Another internee, Luigi Camporeale recalls the day he left for Harvey from Fremantle and the lack of compassion Italians were shown during this time. “We reached Fremantle and a train was ready to take us to Harvey with the Australian soldiers that were posted there. The train passed through Marine Terrace and the families of some of the internes were there to say goodbye to their men. The conductors of the train enjoyed watching the families cry for their men”. However, Camporeale was quick to point out that not all Australians treated them badly during this period. “We lived like Kings in this camp, nothing was missing. We received newspapers, soap, games, good food – plenty of tuna, sardines and salmon in tins. We played soccer, tennis and bocce, we were sent to school to learn Italian and English”. However, he does recall that not all Internees experiences were the same. “We had to run around this camp all the time and there were some old men that couldn’t make it and the soldiers abused them and treated them really badly”. He also recalls German prisoners of War who were also in the camp being constantly questioned by the Australian Army.

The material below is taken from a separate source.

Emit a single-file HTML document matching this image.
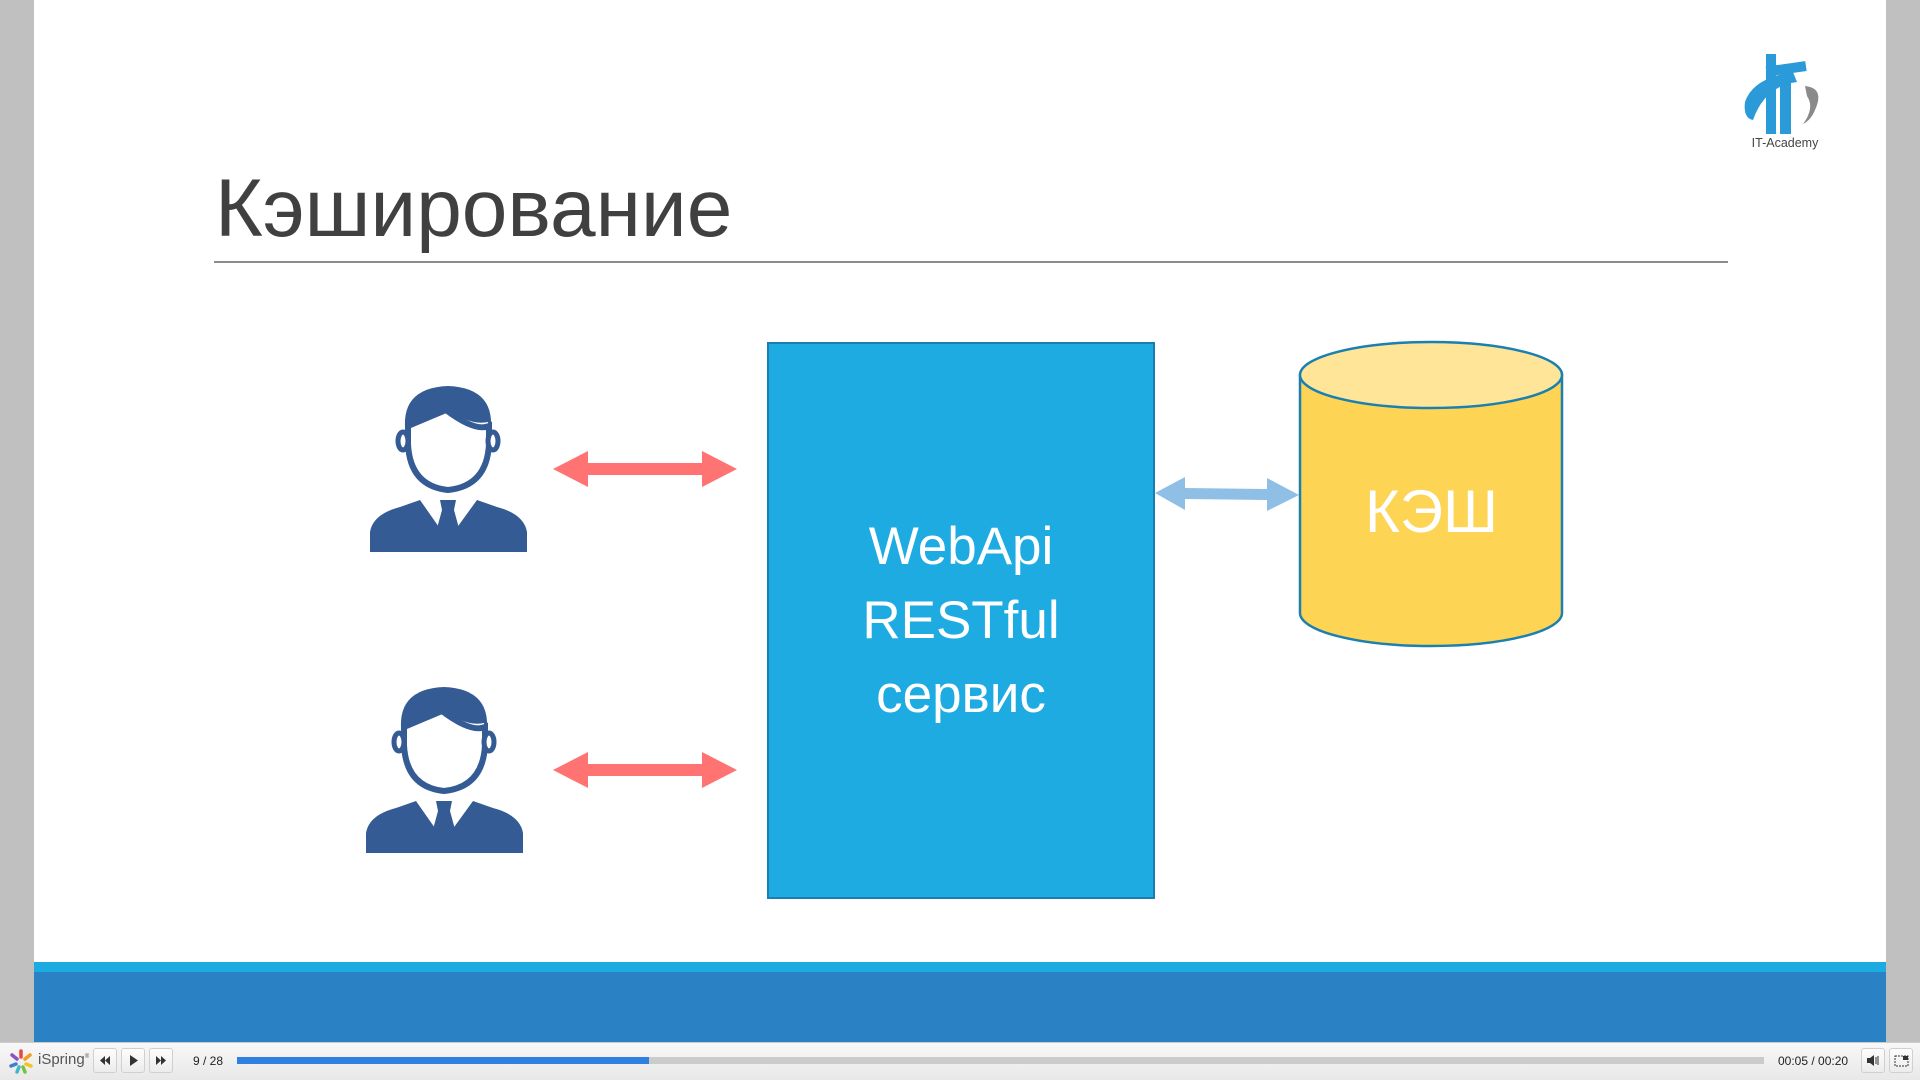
<!DOCTYPE html>
<html><head><meta charset="utf-8"><style>
*{margin:0;padding:0;box-sizing:border-box}
body{width:1920px;height:1080px;position:relative;overflow:hidden;background:#c0c0c0;font-family:"Liberation Sans",sans-serif}
.abs{position:absolute}
#slide{left:34px;top:0;width:1852px;height:1042px;background:#fff}
.btn{position:absolute;top:1048px;width:24px;height:25px;border:1px solid #d0d0d0;border-radius:3px;background:linear-gradient(#fdfdfd,#ececec)}
</style></head><body>
<div class="abs" id="slide"></div>
<div class="abs" style="left:215px;top:168px;font-size:82px;color:#404040;font-weight:300;line-height:1">Кэширование</div>
<div class="abs" style="left:214px;top:261px;width:1514px;height:2px;background:#8c8c8c"></div>

<!-- logo -->
<svg class="abs" style="left:1735px;top:48px" width="100" height="110" viewBox="0 0 100 110">
<path d="M70 38 Q90 40 80 62 Q76 72 68 76 Q80 60 72 48 Z" fill="#8a8a8a"/>
<path d="M10 54 Q18 30 58 24 L62 34 Q30 38 18 72 Q8 70 10 54 Z" fill="#2a9ad8"/>
<rect x="31" y="6" width="10" height="80" fill="#2a9ad8"/>
<rect x="45" y="26" width="11" height="60" fill="#2a9ad8"/>
<rect x="31" y="16" width="40" height="10" fill="#2a9ad8" transform="rotate(-8 50 20)"/>
<text x="50" y="99" font-size="12.5" fill="#444" text-anchor="middle" font-family="Liberation Sans">IT-Academy</text>
</svg>

<!-- persons -->
<svg class="abs" style="left:370px;top:386px" width="157" height="166" viewBox="0 0 157 166">
<path d="M0 166 L0 146 Q3 128 30 121 L50 114 L78 154 L107 114 L127 121 Q154 128 157 146 L157 166 Z" fill="#345b94"/>
<path d="M70 114 L86 114 L84 124 L90 146 L78 156 L66 146 L72 124 Z" fill="#345b94"/>
<path d="M76 24 Q105 46 119 40 L119 58 Q117 100 78 104 Q40 100 38 58 L38 40 Z" fill="#fff" stroke="#345b94" stroke-width="6"/>
<ellipse cx="33" cy="55" rx="5" ry="9" fill="#fff" stroke="#345b94" stroke-width="5"/>
<ellipse cx="123" cy="55" rx="5" ry="9" fill="#fff" stroke="#345b94" stroke-width="5"/>
<path d="M36 50 Q28 2 78 0 Q128 2 120 50 L118 36 Q100 40 76 22 Q56 36 40 40 Z" fill="#345b94"/>
</svg>
<svg class="abs" style="left:366px;top:687px" width="157" height="166" viewBox="0 0 157 166">
<path d="M0 166 L0 146 Q3 128 30 121 L50 114 L78 154 L107 114 L127 121 Q154 128 157 146 L157 166 Z" fill="#345b94"/>
<path d="M70 114 L86 114 L84 124 L90 146 L78 156 L66 146 L72 124 Z" fill="#345b94"/>
<path d="M76 24 Q105 46 119 40 L119 58 Q117 100 78 104 Q40 100 38 58 L38 40 Z" fill="#fff" stroke="#345b94" stroke-width="6"/>
<ellipse cx="33" cy="55" rx="5" ry="9" fill="#fff" stroke="#345b94" stroke-width="5"/>
<ellipse cx="123" cy="55" rx="5" ry="9" fill="#fff" stroke="#345b94" stroke-width="5"/>
<path d="M36 50 Q28 2 78 0 Q128 2 120 50 L118 36 Q100 40 76 22 Q56 36 40 40 Z" fill="#345b94"/>
</svg>

<!-- red arrows -->
<svg class="abs" style="left:550px;top:448px" width="190" height="42" viewBox="0 0 190 42">
<path d="M3 21 L38 3 L38 15 L152 15 L152 3 L187 21 L152 39 L152 27 L38 27 L38 39 Z" fill="#ff7373"/>
</svg>
<svg class="abs" style="left:550px;top:749px" width="190" height="42" viewBox="0 0 190 42">
<path d="M3 21 L38 3 L38 15 L152 15 L152 3 L187 21 L152 39 L152 27 L38 27 L38 39 Z" fill="#ff7373"/>
</svg>

<!-- service box -->
<div class="abs" style="left:767px;top:342px;width:388px;height:557px;background:#1eabe2;border:2px solid #1a7fb0"></div>
<div class="abs" style="left:767px;top:510px;width:388px;text-align:center;color:#fff;font-size:53px;line-height:74px">WebApi<br>RESTful<br>сервис</div>

<!-- blue arrow -->
<svg class="abs" style="left:1153px;top:474px" width="148" height="40" viewBox="0 0 148 40">
<path d="M2 19 L32 3 L32 14 L114 15 L114 4 L146 21 L114 37 L114 26 L32 25 L32 36 Z" fill="#8fbfe4"/>
</svg>

<!-- cylinder -->
<svg class="abs" style="left:1297px;top:339px" width="270" height="311" viewBox="0 0 270 311">
<path d="M3 36 L3 274 A131 33 0 0 0 265 274 L265 36 Z" fill="#fed454" stroke="#1b80b0" stroke-width="2.5"/>
<ellipse cx="134" cy="36" rx="131" ry="33" fill="#fee598" stroke="#1b80b0" stroke-width="2.5"/>
</svg>
<div class="abs" style="left:1300px;top:476px;width:263px;text-align:center;color:#fff;font-size:60px;line-height:72px">КЭШ</div>

<!-- footer -->
<div class="abs" style="left:34px;top:962px;width:1852px;height:10px;background:#1eabe2"></div>
<div class="abs" style="left:34px;top:972px;width:1852px;height:70px;background:#2a82c5"></div>

<!-- player bar -->
<div class="abs" style="left:0;top:1042px;width:1920px;height:38px;background:linear-gradient(#f8f8f8,#e8e8e8);border-top:1px solid #ccc"></div>
<svg class="abs" style="left:8px;top:1049px" width="26" height="26" viewBox="-13 -13 26 26">
<g stroke-width="3.5" stroke-linecap="round">
<line x1="0" y1="-5" x2="0" y2="-11" stroke="#e8473c"/>
<line x1="4" y1="-3" x2="9" y2="-7" stroke="#f39c1f"/>
<line x1="5" y1="2" x2="10" y2="4" stroke="#f6c21b"/>
<line x1="2" y1="5" x2="4" y2="10" stroke="#7ac043"/>
<line x1="-2" y1="5" x2="-4" y2="10" stroke="#3fb7c8"/>
<line x1="-5" y1="2" x2="-10" y2="4" stroke="#3d7fd1"/>
<line x1="-4" y1="-3" x2="-9" y2="-7" stroke="#8a53c5"/>
</g></svg>
<div class="abs" style="left:38px;top:1051px;font-size:15px;color:#555">iSpring<sup style="font-size:6px">®</sup></div>
<div class="btn" style="left:93px"><svg width="22" height="23"><path d="M6 11.5 L11 7 V16 Z M11 11.5 L16 7 V16 Z" fill="#333"/></svg></div>
<div class="btn" style="left:121px"><svg width="22" height="23"><path d="M8 6 L16 11.5 L8 17 Z" fill="#333"/></svg></div>
<div class="btn" style="left:149px"><svg width="22" height="23"><path d="M6 7 L11 11.5 L6 16 Z M11 7 L16 11.5 L11 16 Z" fill="#333"/></svg></div>
<div class="abs" style="left:193px;top:1054px;font-size:12px;color:#222">9 / 28</div>
<div class="abs" style="left:237px;top:1057px;width:1527px;height:7px;background:#cbcbcb"></div>
<div class="abs" style="left:237px;top:1057px;width:412px;height:7px;background:#2f80e0"></div>
<div class="abs" style="left:1778px;top:1054px;font-size:12px;color:#222">00:05 / 00:20</div>
<div class="btn" style="left:1861px"><svg width="22" height="23"><path d="M5 9 H8 L12 6 V17 L8 14 H5 Z" fill="#333"/><path d="M14 8 V15 M16 7 V16" stroke="#333" stroke-width="1"/></svg></div>
<div class="btn" style="left:1889px"><svg width="22" height="23"><rect x="5" y="7" width="13" height="10" fill="none" stroke="#333" stroke-dasharray="2 1"/><rect x="13" y="7" width="5" height="4" fill="#333"/></svg></div>
</body></html>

By 1942 the Harvey Internment camp was abandoned. The lights which illuminated the Camp during the night were clearly visible from the Ocean and it was deemed necessary to move the Internees further inland. For some time, the camp was still used as a training facility but was eventually closed and dismantled. All that remained of the camp was Australia’s only roadside shrine which was built by Italian internees Giovanni Boscetti, Giuseppe Raneri and Gaetano Tomba. The trio had initially wanted to build a chapel but due to limited time and resources, officials approved of a shrine instead. For 50 years this shrine which features Jesus Christ on a crucifix was left untouched and unprotected by the natural elements. In 1992 the Harvey Internment Camp Committee restored the shrine and built a chapel around it to protect it.
Harvey Internment Camp Committee Chairman Louie Sgambelluri says the shrine holds a “special place in his heart”. Sgambelluri’s late father Pietro was interned for six months in the camp. “He was growing potatoes there and then there was a shortage of food so he was released to plant potatoes, which is what he did until he retired in 1950”. Sgambelluri says his late father like many other internees refused to talk about their time in the camp. “They never said anything. They experienced a good 11 or 12 years in Italy that was real depression. no food, no money and (after the war) they were grateful to be here in Australia”. While the shrine is a painful reminder of a dark chapter in Western Australia’s history, Sgambelluri says it is important that it is remembered and he is pleased that in 2017 the shrine was added to the State Heritage Register. “The shrine is something that came from a tragic circumstance and it is a symbol now of human acceptance and human understanding… we need to be reminded of the past to go forward into the future and we need to know the history to develop tolerance and acceptance”.